WHAT TO WORK ON: Filter these entries so that only lines with the word "full" remain.

GIVEN INFORMATION:
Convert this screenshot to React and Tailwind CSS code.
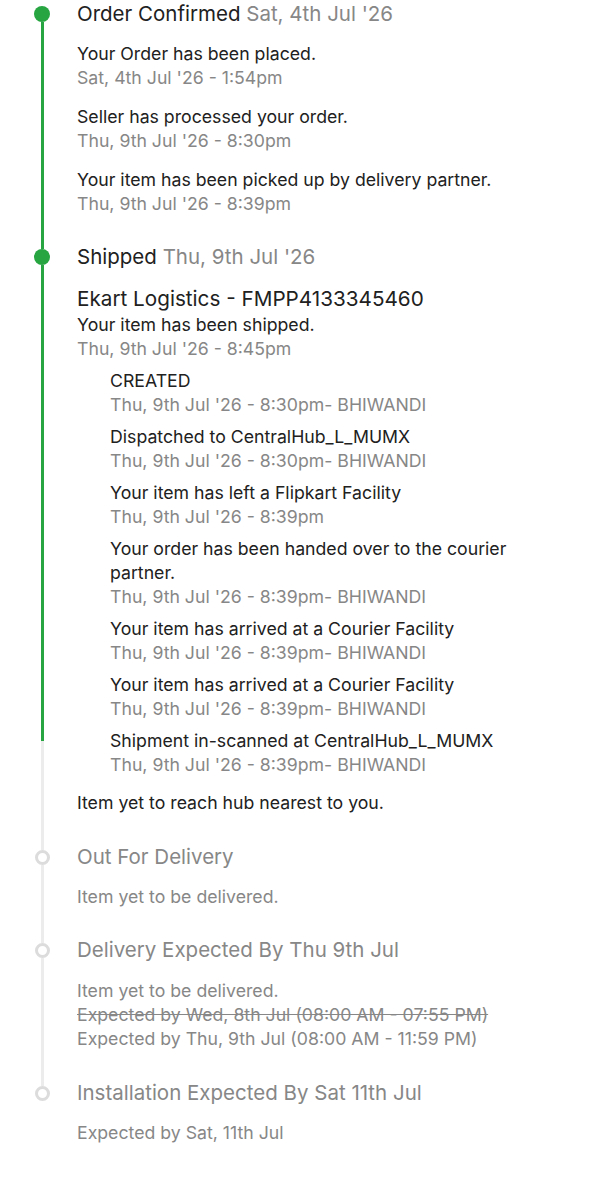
const GREEN = "bg-[#26a541]";

const Dot = ({ done }) =>
  done ? (
    <div className="h-4 w-4 shrink-0 rounded-full bg-[#26a541]" />
  ) : (
    <div className="h-[15px] w-[15px] shrink-0 rounded-full border-[3px] border-[#dcdcdc] bg-white" />
  );

const Line = ({ done, className = "" }) => (
  <div className={`w-[3px] ${done ? GREEN : "bg-[#ececec]"} ${className}`} />
);

const Entry = ({ text, date }) => (
  <div className="text-[17.7px] leading-[24px]">
    <p className="text-[#212121]">{text}</p>
    <p className="text-[#878787]">{date}</p>
  </div>
);

const subEvents = [
  ["CREATED", "Thu, 9th Jul '26 - 8:30pm- BHIWANDI"],
  ["Dispatched to CentralHub_L_MUMX", "Thu, 9th Jul '26 - 8:30pm- BHIWANDI"],
  ["Your item has left a Flipkart Facility", "Thu, 9th Jul '26 - 8:39pm"],
  [
    "Your order has been handed over to the courier partner.",
    "Thu, 9th Jul '26 - 8:39pm- BHIWANDI",
  ],
  ["Your item has arrived at a Courier Facility", "Thu, 9th Jul '26 - 8:39pm- BHIWANDI"],
  ["Your item has arrived at a Courier Facility", "Thu, 9th Jul '26 - 8:39pm- BHIWANDI"],
  ["Shipment in-scanned at CentralHub_L_MUMX", "Thu, 9th Jul '26 - 8:39pm- BHIWANDI"],
];

export default function App() {
  return (
    <div
      className="min-h-[1199px] w-full bg-white pr-6"
      style={{ fontFamily: "Inter, 'Noto Sans', sans-serif" }}
    >
      {/* Order Confirmed */}
      <div className="flex">
        <div className="flex w-[77px] shrink-0 flex-col">
          <div className="ml-[34px] flex w-4 flex-1 flex-col items-center pt-[6px]">
            <Dot done />
            <Line done className="flex-1" />
          </div>
        </div>
        <div className="min-w-0 flex-1 pb-[27px]">
          <h2 className="text-[20.5px] leading-[28px] text-[#212121]">
            Order Confirmed <span className="text-[#878787]">Sat, 4th Jul '26</span>
          </h2>
          <div className="mt-[14px] flex flex-col gap-[15px]">
            <Entry text="Your Order has been placed." date="Sat, 4th Jul '26 - 1:54pm" />
            <Entry text="Seller has processed your order." date="Thu, 9th Jul '26 - 8:30pm" />
            <Entry
              text="Your item has been picked up by delivery partner."
              date="Thu, 9th Jul '26 - 8:39pm"
            />
          </div>
        </div>
      </div>

      {/* Shipped */}
      <div className="flex">
        <div className="flex w-[77px] shrink-0 flex-col">
          <div className="ml-[34px] flex w-4 flex-1 flex-col items-center">
            <Line done className="h-[6px]" />
            <Dot done />
            <Line done className="flex-1" />
            <Line className="h-[102px]" />
          </div>
        </div>
        <div className="min-w-0 flex-1 pb-[28px]">
          <h2 className="text-[20.5px] leading-[28px] text-[#212121]">
            Shipped <span className="text-[#878787]">Thu, 9th Jul '26</span>
          </h2>
          <p className="mt-[15px] text-[20.7px] leading-[26px] text-[#212121]">
            Ekart Logistics - FMPP4133345460
          </p>
          <div className="mt-[1px]">
            <Entry text="Your item has been shipped." date="Thu, 9th Jul '26 - 8:45pm" />
          </div>
          <div className="mt-[8px] flex flex-col gap-[8px] pl-[33px]">
            {subEvents.map(([t, d], i) => (
              <Entry key={i} text={t} date={d} />
            ))}
          </div>
          <p className="mt-[14px] text-[17.7px] leading-[24px] text-[#212121]">
            Item yet to reach hub nearest to you.
          </p>
        </div>
      </div>

      {/* Out For Delivery */}
      <div className="flex">
        <div className="flex w-[77px] shrink-0 flex-col">
          <div className="ml-[34px] flex w-4 flex-1 flex-col items-center">
            <Line className="h-[7px]" />
            <Dot />
            <Line className="flex-1" />
          </div>
        </div>
        <div className="min-w-0 flex-1 pb-[27px]">
          <h2 className="text-[20.5px] leading-[28px] text-[#878787]">Out For Delivery</h2>
          <p className="mt-[14px] text-[17.7px] leading-[24px] text-[#878787]">
            Item yet to be delivered.
          </p>
        </div>
      </div>

      {/* Delivery Expected */}
      <div className="flex">
        <div className="flex w-[77px] shrink-0 flex-col">
          <div className="ml-[34px] flex w-4 flex-1 flex-col items-center">
            <Line className="h-[7px]" />
            <Dot />
            <Line className="flex-1" />
          </div>
        </div>
        <div className="min-w-0 flex-1 pb-[28px]">
          <h2 className="text-[20.5px] leading-[28px] text-[#878787]">
            Delivery Expected By Thu 9th Jul
          </h2>
          <div className="mt-[15px] text-[17.7px] leading-[24px] text-[#878787]">
            <p>Item yet to be delivered.</p>
            <p className="line-through">Expected by Wed, 8th Jul (08:00 AM - 07:55 PM)</p>
            <p>Expected by Thu, 9th Jul (08:00 AM - 11:59 PM)</p>
          </div>
        </div>
      </div>

      {/* Installation Expected */}
      <div className="flex">
        <div className="flex w-[77px] shrink-0 flex-col">
          <div className="ml-[34px] flex w-4 flex-col items-center">
            <Line className="h-[7px]" />
            <Dot />
          </div>
        </div>
        <div className="min-w-0 flex-1 pb-10">
          <h2 className="text-[20.5px] leading-[28px] text-[#878787]">
            Installation Expected By Sat 11th Jul
          </h2>
          <p className="mt-[14px] text-[17.7px] leading-[24px] text-[#878787]">
            Expected by Sat, 11th Jul
          </p>
        </div>
      </div>
    </div>
  );
}
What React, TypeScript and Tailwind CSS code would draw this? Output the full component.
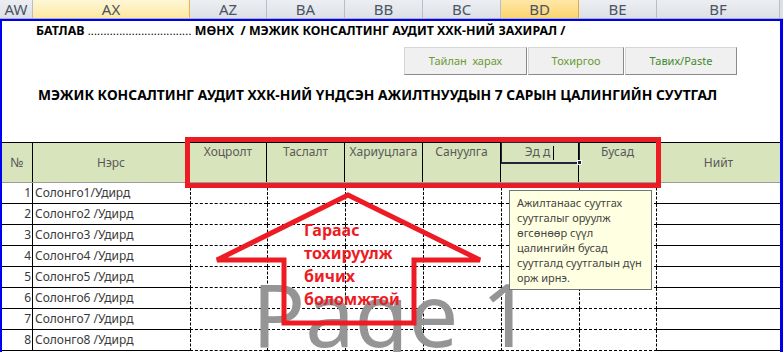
import React from "react";

const rows = [
  "Солонго1/Удирд",
  "Солонго2 /Удирд",
  "Солонго3 /Удирд",
  "Солонго4 /Удирд",
  "Солонго5 /Удирд",
  "Солонго6 /Удирд",
  "Солонго7 /Удирд",
  "Солонго8 /Удирд",
];

function ColHead({ label, w, sel }: { label: string; w: string; sel?: "light" | "strong" }) {
  const base =
    "h-full flex items-center justify-center text-[15px] leading-none border-r shrink-0 ";
  const look =
    sel === "light"
      ? "bg-gradient-to-b from-[#fef7d6] to-[#fde9a0] border-r-[#e8b64a] text-[#4a5464]"
      : sel === "strong"
      ? "bg-gradient-to-b from-[#fee8a6] to-[#fbd46e] border-r-[#e2a93c] text-[#4a5464]"
      : "bg-gradient-to-b from-[#eceef2] to-[#dde1e6] border-r-[#b8bfc8] text-[#4a5464]";
  return <div className={base + look + " " + w}>{label}</div>;
}

export default function App() {
  return (
    <div className="relative w-[783px] h-[352px] overflow-hidden bg-white font-['Noto_Sans',sans-serif]">
      {/* column letters */}
      <div className="flex h-[19px] border-b border-b-[#a9b0ba]">
        <ColHead label="AW" w="w-[33px]" />
        <ColHead label="AX" w="w-[157px]" sel="light" />
        <ColHead label="AZ" w="w-[77px]" />
        <ColHead label="BA" w="w-[78px]" />
        <ColHead label="BB" w="w-[78px]" />
        <ColHead label="BC" w="w-[78px]" />
        <ColHead label="BD" w="w-[78px]" sel="strong" />
        <ColHead label="BE" w="w-[78px]" />
        <ColHead label="BF" w="w-[123px]" />
        <div className="h-full flex-1 bg-[#dde1e6]" />
      </div>

      {/* page */}
      <div className="border-l-2 border-t-2 border-r-[3px] border-[#0000f0] h-[333px]">
        <div className="h-[20px] pl-[34px] flex items-center whitespace-pre text-[12.4px] font-bold text-black">
          <span>БАТЛАВ </span>
          <span className="font-normal text-[11px] tracking-[0.2px]">.................................</span>
          <span> МӨНХ  / МЭЖИК КОНСАЛТИНГ АУДИТ ХХК-НИЙ ЗАХИРАЛ /</span>
        </div>
        <div className="h-[40px] pt-[6px] pl-[402px] flex gap-[1px]">
          <div className="w-[123px] h-[28px] flex items-center justify-center bg-[#f0f0f0] border border-[#d6d6d6] border-r-[#8a8a8a] border-b-[#8a8a8a] text-[11px] text-[#6a9a32] whitespace-pre">
            Тайлан  харах
          </div>
          <div className="w-[96px] h-[28px] flex items-center justify-center bg-[#f0f0f0] border border-[#d6d6d6] border-r-[#8a8a8a] border-b-[#8a8a8a] text-[11px] text-[#6a9a32]">
            Тохиргоо
          </div>
          <div className="w-[112px] h-[28px] flex items-center justify-center bg-[#f0f0f0] border border-[#d6d6d6] border-r-[#8a8a8a] border-b-[#8a8a8a] text-[11px] text-[#3f8a2a]">
            Тавих/Paste
          </div>
        </div>
        <div className="h-[28px] pl-[36px] flex items-center text-[13.8px] font-bold text-black whitespace-nowrap">
          МЭЖИК КОНСАЛТИНГ АУДИТ ХХК-НИЙ ҮНДСЭН АЖИЛТНУУДЫН 7 САРЫН ЦАЛИНГИЙН СУУТГАЛ
        </div>
        <div className="h-[33px]" />

        {/* table header */}
        <div className="grid grid-cols-[31px_157px_77px_78px_78px_78px_78px_78px_123px] h-[41px] border-t border-t-black border-b border-b-[#9c9c9c] bg-[#d8e4bc] text-[12px] text-[#595959]">
          <div className="flex items-center justify-center border-r border-black text-[13px]">№</div>
          <div className="flex items-center justify-center border-r border-black">Нэрс</div>
          <div className="text-center pt-[1px] leading-[16px] border-r border-black">Хоцролт</div>
          <div className="text-center pt-[1px] leading-[16px] border-r border-black">Таслалт</div>
          <div className="text-center pt-[1px] leading-[16px] border-r border-black">Хариуцлага</div>
          <div className="text-center pt-[1px] leading-[16px] border-r border-black">Сануулга</div>
          <div className="relative text-center pt-[1px] leading-[16px] border-r border-black">
            <div className="absolute left-0 top-[-1px] w-[79px] h-[22px] border border-[#24243c] border-b-2" />
            <div className="absolute left-[76px] top-[17px] w-[5px] h-[5px] bg-[#24243c] border border-white" />
            <span>Эд д</span>
            <span className="inline-block w-px h-[14px] bg-black align-middle ml-[3px]" />
          </div>
          <div className="text-center pt-[1px] leading-[16px] border-r border-black">Бусад</div>
          <div className="flex items-center justify-center">Нийт</div>
        </div>

        {/* body rows */}
        {rows.map((name, i) => (
          <div
            key={i}
            className="grid grid-cols-[31px_157px_77px_78px_78px_78px_78px_78px_123px] h-[21px] text-[12px] text-[#3a3a3a]"
          >
            <div className="flex items-center justify-end pr-[1px] border-r border-b border-black">{i + 1}</div>
            <div className="flex items-center pl-[2px] border-b border-black whitespace-pre">{name}</div>
            <div className="border-l border-b border-dashed border-black" />
            <div className="border-l border-b border-dashed border-black" />
            <div className="border-l border-b border-dashed border-black" />
            <div className="border-l border-b border-dashed border-black" />
            <div className="border-l border-b border-dashed border-black" />
            <div className="border-x border-b border-dashed border-black" />
            <div className="border-b border-black" />
          </div>
        ))}
      </div>

      {/* Page 1 watermark */}
      <div className="absolute left-[252px] top-[269px] text-[88px] leading-none text-[#959595] whitespace-pre pointer-events-none">
        Page 1
      </div>

      {/* tooltip */}
      <div className="absolute left-[509px] top-[190px] w-[143px] h-[100px] bg-[#ffffe1] border border-[#767676] pl-[7px] pt-[4px] text-[11px] leading-[15px] text-[#444444]">
        <div>Ажилтанаас суутгах</div>
        <div>суутгалыг оруулж</div>
        <div>өгсөнөөр сүүл</div>
        <div>цалингийн бусад</div>
        <div>суутгалд суутгалын дүн</div>
        <div>орж ирнэ.</div>
      </div>

      {/* red highlight rectangle */}
      <div className="absolute left-[185px] top-[137px] w-[476px] h-[51px] border-[5px] border-[#ed1c24]" />

      {/* red arrow */}
      <svg className="absolute left-0 top-0" width="783" height="352" viewBox="0 0 783 352">
        <polygon
          points="348,195 480,260 414,260 414,323 284,323 284,260 217,260"
          fill="none"
          stroke="#ed1c24"
          strokeWidth="5"
          strokeLinejoin="miter"
        />
      </svg>
      <div className="absolute left-[304px] top-[219px] text-[16px] leading-[23px] font-bold text-[#ed1c24]">
        <div>Гараас</div>
        <div>тохируулж</div>
        <div>бичих</div>
        <div>боломжтой</div>
      </div>
    </div>
  );
}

RESPONSE TO THIS TASK:
    <div className="h-4 w-4 shrink-0 rounded-full bg-[#26a541]" />
    <div className="h-[15px] w-[15px] shrink-0 rounded-full border-[3px] border-[#dcdcdc] bg-white" />
      className="min-h-[1199px] w-full bg-white pr-6"
What React, TypeScript and Tailwind CSS code would draw this? Output the full component.
    "h-full flex items-center justify-center text-[15px] leading-none border-r shrink-0 ";
        <div className="h-full flex-1 bg-[#dde1e6]" />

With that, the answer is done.